Credit is the key to homeownership.

With a purchase as large as a home (both literally and monetarily), lenders and sellers want to make sure you’re a trustworthy buyer before accepting your offer. One of the biggest factors these agencies will look at is your credit score. Most scores typically fall into one of these categories:

  • Poor – A score between 300 and 629 is considered poor. Lenders will almost always deny a candidate with a score this low.
  • Fair – If your score is between 630 and 689 it’s considered fair. Certain lenders may accept you, but a conventional mortgage may be out of reach (fortunately, you may qualify for other loan options).
  • Good – A good credit score will fall between 690 and 719. You won’t run into many roadblocks with a score in this range.
  • Excellent – If your score is between 720 and 850, you should have no trouble being approved for any type of loan, even conventional and jumbo mortgages.

First-time homebuyers may struggle to meet credit requirements, simply because they lack financial experience under their belt. Responsible credit card usage and paying off your car and student loans are some of the biggest ways people boost their credit score. 

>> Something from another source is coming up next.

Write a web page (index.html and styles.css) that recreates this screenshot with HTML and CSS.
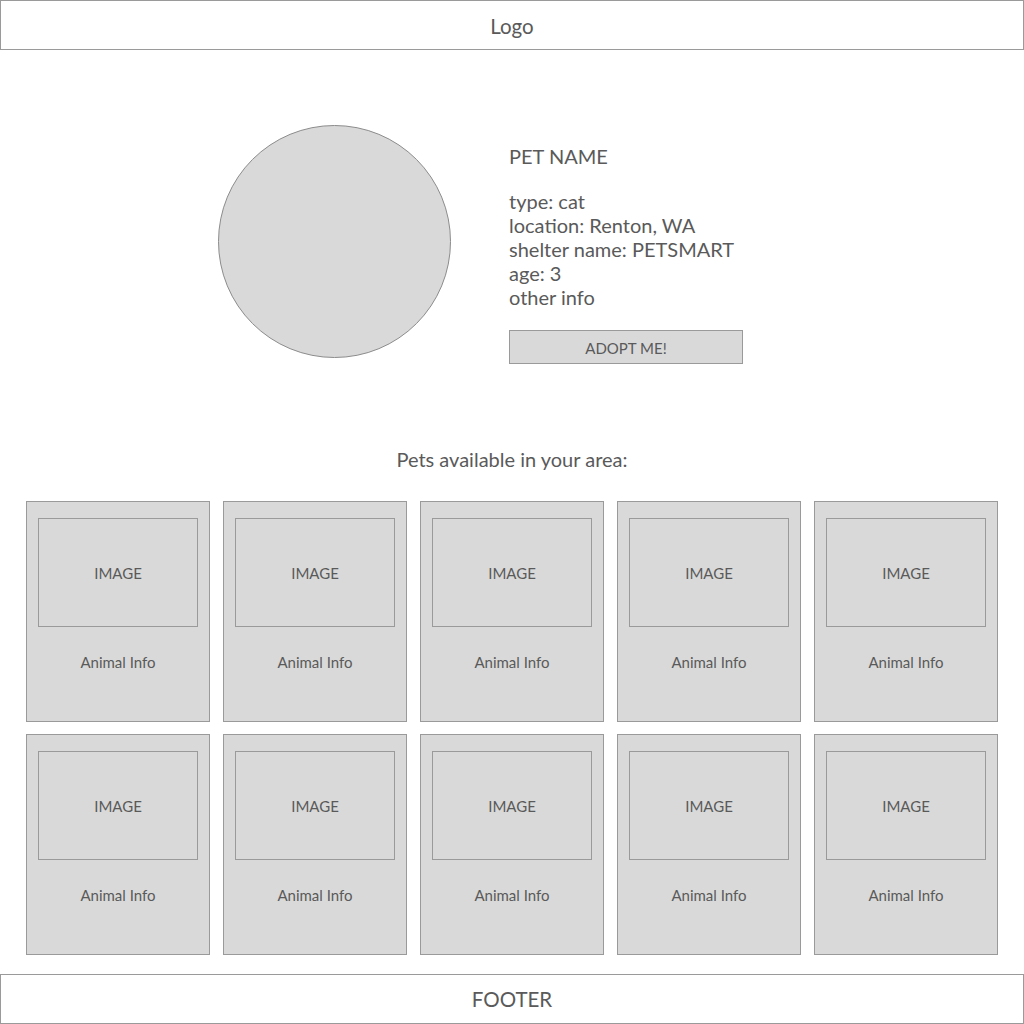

Congrats, You’re on Your Way!

If you read through this checklist and you’re still feeling confident, that’s great! It may be time to settle down and purchase your first home.
If you’re lacking any of the items on the list, you might want to hold off on purchasing a home at the moment. Don’t let this discourage you, though. With a little time and a lot of hard work, you’ll be on your way to financial readiness in no time.